> **Aim of the task**:
Below this line is a set of entries; quote exactly the lines from the line that contains "Recreate this image" to the line that contains "const [hide, setHide] = useState(false);", both lines included.

> **Given data**:
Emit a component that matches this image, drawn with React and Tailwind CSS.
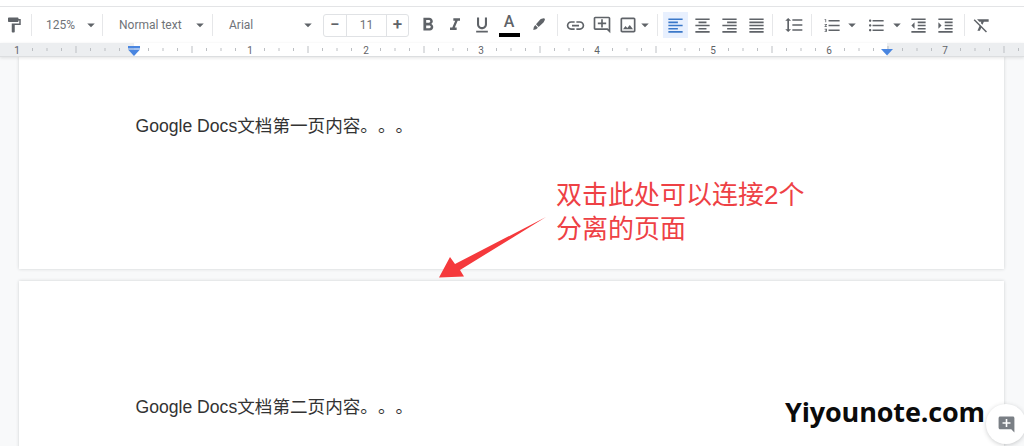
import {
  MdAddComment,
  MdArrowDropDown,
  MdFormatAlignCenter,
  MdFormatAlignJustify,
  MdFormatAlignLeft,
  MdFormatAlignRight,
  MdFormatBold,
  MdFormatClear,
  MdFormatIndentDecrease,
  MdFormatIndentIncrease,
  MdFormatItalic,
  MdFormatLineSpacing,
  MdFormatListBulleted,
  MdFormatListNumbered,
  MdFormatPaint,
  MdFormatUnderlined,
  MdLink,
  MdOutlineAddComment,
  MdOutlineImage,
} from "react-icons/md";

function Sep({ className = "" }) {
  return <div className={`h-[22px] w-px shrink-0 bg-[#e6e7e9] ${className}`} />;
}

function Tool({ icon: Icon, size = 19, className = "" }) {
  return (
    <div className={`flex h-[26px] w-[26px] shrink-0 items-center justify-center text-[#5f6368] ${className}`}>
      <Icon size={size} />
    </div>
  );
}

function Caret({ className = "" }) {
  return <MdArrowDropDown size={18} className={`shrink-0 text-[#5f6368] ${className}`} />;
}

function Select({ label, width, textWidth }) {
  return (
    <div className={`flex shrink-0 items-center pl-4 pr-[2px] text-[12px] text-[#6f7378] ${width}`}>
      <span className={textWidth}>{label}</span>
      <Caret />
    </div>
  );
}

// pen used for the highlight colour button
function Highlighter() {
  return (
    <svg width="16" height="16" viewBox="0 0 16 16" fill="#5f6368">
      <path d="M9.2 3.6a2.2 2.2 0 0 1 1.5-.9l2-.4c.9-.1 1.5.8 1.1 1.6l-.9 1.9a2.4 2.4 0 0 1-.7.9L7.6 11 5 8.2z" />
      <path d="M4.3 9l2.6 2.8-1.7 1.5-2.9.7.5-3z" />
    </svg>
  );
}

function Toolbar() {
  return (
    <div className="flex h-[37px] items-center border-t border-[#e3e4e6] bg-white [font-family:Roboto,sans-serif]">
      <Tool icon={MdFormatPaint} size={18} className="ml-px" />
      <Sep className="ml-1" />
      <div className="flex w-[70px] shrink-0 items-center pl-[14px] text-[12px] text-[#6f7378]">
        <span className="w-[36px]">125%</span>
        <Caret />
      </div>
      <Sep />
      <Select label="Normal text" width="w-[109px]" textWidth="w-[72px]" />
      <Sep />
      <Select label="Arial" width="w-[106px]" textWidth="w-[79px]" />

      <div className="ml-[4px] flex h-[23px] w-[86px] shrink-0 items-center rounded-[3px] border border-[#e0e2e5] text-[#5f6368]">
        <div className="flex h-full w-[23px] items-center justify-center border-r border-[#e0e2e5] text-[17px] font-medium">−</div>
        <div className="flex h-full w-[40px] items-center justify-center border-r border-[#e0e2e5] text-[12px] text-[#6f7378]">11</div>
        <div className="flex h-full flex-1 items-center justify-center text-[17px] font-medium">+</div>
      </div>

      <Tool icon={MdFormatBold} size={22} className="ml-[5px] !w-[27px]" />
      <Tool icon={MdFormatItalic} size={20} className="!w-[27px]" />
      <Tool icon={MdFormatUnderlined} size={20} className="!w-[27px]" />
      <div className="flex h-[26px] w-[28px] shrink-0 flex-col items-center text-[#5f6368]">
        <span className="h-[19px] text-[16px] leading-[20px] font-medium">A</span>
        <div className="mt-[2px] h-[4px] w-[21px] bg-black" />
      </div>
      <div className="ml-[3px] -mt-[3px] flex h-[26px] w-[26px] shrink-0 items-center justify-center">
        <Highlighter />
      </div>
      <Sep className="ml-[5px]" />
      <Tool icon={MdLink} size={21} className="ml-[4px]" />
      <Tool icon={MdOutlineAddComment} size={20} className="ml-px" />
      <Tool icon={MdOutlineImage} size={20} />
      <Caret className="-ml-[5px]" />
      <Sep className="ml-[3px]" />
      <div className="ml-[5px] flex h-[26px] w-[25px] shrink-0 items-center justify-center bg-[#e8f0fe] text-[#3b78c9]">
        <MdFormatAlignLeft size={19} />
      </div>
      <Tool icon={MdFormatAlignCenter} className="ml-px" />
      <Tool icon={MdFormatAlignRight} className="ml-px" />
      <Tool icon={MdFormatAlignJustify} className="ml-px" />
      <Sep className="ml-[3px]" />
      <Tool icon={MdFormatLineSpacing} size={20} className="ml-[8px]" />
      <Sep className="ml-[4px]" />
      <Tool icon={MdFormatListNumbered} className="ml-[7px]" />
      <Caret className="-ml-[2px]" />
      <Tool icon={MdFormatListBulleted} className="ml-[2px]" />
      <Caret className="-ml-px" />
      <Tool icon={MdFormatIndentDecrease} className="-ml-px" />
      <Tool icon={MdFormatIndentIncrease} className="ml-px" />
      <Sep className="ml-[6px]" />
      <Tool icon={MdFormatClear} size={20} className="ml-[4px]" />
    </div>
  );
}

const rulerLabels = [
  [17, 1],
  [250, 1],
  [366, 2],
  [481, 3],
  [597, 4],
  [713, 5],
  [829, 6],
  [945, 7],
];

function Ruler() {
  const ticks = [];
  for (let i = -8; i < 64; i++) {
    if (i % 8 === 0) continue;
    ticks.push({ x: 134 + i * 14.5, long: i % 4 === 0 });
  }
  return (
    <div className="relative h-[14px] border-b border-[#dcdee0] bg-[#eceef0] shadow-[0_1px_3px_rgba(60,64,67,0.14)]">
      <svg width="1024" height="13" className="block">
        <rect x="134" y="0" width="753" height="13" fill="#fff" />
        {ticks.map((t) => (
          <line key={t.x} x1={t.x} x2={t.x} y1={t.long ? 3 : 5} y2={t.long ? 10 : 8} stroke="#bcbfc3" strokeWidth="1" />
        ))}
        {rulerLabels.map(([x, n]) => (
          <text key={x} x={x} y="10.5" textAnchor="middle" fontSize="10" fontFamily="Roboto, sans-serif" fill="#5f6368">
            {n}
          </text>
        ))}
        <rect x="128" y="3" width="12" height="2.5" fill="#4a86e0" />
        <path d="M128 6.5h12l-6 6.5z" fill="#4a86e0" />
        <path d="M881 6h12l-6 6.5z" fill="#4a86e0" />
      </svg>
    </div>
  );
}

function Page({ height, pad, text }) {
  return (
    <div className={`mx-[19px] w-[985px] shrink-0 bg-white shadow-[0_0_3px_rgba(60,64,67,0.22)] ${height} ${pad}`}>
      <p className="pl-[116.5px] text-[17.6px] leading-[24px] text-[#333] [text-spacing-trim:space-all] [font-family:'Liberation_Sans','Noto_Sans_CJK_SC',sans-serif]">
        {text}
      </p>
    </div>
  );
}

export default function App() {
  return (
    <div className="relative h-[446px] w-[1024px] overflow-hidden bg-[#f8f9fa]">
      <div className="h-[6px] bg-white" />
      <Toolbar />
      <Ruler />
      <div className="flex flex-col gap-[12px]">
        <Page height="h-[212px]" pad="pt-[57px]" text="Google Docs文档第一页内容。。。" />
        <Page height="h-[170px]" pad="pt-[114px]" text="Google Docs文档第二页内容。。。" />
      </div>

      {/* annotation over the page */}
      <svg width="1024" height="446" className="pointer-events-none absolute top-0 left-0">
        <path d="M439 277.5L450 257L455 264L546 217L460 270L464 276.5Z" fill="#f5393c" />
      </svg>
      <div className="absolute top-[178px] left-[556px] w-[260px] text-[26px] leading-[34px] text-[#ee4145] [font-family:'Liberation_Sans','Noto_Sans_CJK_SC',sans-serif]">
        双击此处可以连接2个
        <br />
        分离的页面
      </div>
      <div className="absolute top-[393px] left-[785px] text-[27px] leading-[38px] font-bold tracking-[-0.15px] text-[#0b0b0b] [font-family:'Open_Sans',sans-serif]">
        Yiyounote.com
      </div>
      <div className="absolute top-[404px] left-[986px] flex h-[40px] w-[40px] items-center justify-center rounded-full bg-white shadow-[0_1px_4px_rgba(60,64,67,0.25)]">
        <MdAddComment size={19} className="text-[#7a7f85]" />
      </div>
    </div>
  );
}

--

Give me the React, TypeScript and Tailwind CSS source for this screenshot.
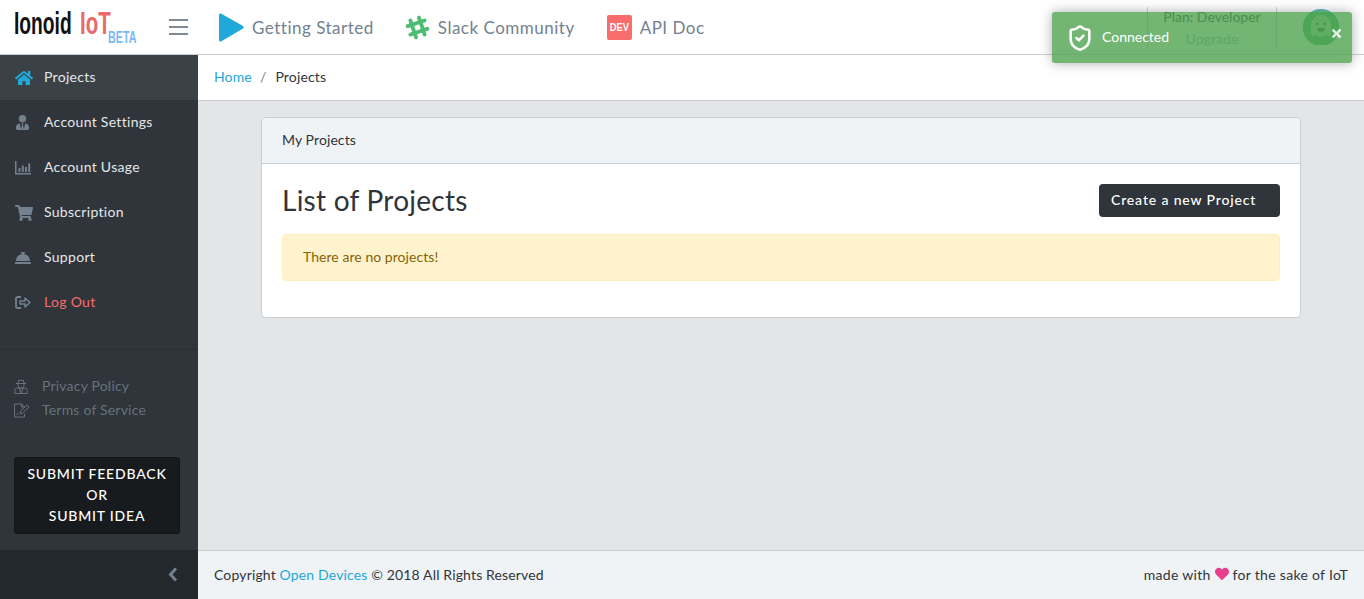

==

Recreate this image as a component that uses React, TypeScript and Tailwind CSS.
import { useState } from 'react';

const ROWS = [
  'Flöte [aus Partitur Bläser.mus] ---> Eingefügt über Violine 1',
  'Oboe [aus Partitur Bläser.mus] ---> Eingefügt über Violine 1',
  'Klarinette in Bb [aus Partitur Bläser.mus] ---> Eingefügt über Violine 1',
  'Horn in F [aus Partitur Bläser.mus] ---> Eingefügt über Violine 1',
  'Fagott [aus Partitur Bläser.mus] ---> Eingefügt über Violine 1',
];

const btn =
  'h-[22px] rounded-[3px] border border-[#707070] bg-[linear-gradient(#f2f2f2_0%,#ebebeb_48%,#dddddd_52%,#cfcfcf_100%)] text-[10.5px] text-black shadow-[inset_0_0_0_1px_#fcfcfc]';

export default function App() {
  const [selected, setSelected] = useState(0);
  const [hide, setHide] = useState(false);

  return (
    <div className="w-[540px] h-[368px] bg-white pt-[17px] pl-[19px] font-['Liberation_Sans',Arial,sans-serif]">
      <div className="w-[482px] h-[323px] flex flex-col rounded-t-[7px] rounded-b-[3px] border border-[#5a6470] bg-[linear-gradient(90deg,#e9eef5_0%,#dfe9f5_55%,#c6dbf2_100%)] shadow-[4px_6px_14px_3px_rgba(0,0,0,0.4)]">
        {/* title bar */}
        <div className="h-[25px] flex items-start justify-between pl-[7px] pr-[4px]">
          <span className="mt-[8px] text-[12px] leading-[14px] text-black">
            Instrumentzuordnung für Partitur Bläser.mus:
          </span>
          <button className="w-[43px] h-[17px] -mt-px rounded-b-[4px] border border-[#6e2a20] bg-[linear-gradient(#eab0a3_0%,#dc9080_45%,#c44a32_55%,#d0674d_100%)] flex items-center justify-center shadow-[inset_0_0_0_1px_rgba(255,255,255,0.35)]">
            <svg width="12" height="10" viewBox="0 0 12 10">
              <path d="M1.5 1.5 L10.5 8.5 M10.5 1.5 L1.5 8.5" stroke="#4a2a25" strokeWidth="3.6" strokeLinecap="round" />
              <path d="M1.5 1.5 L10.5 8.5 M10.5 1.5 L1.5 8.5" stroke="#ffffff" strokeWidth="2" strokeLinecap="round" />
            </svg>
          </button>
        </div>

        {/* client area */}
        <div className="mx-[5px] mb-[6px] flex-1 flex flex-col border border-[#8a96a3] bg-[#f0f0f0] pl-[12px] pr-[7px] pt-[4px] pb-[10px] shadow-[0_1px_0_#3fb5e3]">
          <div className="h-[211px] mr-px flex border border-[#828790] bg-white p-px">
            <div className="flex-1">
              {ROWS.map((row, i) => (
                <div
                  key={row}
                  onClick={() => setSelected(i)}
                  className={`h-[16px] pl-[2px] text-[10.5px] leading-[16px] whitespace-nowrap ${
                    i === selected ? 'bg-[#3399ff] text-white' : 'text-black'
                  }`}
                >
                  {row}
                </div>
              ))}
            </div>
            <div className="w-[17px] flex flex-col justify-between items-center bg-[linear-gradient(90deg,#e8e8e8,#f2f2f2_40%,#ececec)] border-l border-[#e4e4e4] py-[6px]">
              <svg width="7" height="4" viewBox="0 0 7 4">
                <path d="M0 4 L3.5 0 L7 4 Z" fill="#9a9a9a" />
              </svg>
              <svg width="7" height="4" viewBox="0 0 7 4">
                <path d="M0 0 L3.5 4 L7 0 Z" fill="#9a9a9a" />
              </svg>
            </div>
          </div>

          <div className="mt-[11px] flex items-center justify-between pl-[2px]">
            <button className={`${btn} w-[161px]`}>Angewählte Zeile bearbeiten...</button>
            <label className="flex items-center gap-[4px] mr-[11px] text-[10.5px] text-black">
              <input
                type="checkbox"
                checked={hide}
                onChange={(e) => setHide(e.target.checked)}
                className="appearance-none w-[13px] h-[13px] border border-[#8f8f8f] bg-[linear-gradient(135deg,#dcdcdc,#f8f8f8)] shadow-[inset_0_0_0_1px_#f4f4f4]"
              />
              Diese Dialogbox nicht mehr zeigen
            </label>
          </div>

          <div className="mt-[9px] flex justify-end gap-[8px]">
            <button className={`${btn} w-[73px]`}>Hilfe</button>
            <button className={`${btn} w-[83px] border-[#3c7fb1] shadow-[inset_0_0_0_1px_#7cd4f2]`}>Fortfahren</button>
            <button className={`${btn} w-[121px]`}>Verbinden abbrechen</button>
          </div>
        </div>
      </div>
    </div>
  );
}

> **Output**:
Recreate this image as a component that uses React, TypeScript and Tailwind CSS.
import { useState } from 'react';

const ROWS = [
  'Flöte [aus Partitur Bläser.mus] ---> Eingefügt über Violine 1',
  'Oboe [aus Partitur Bläser.mus] ---> Eingefügt über Violine 1',
  'Klarinette in Bb [aus Partitur Bläser.mus] ---> Eingefügt über Violine 1',
  'Horn in F [aus Partitur Bläser.mus] ---> Eingefügt über Violine 1',
  'Fagott [aus Partitur Bläser.mus] ---> Eingefügt über Violine 1',
];

const btn =
  'h-[22px] rounded-[3px] border border-[#707070] bg-[linear-gradient(#f2f2f2_0%,#ebebeb_48%,#dddddd_52%,#cfcfcf_100%)] text-[10.5px] text-black shadow-[inset_0_0_0_1px_#fcfcfc]';

export default function App() {
  const [selected, setSelected] = useState(0);
  const [hide, setHide] = useState(false);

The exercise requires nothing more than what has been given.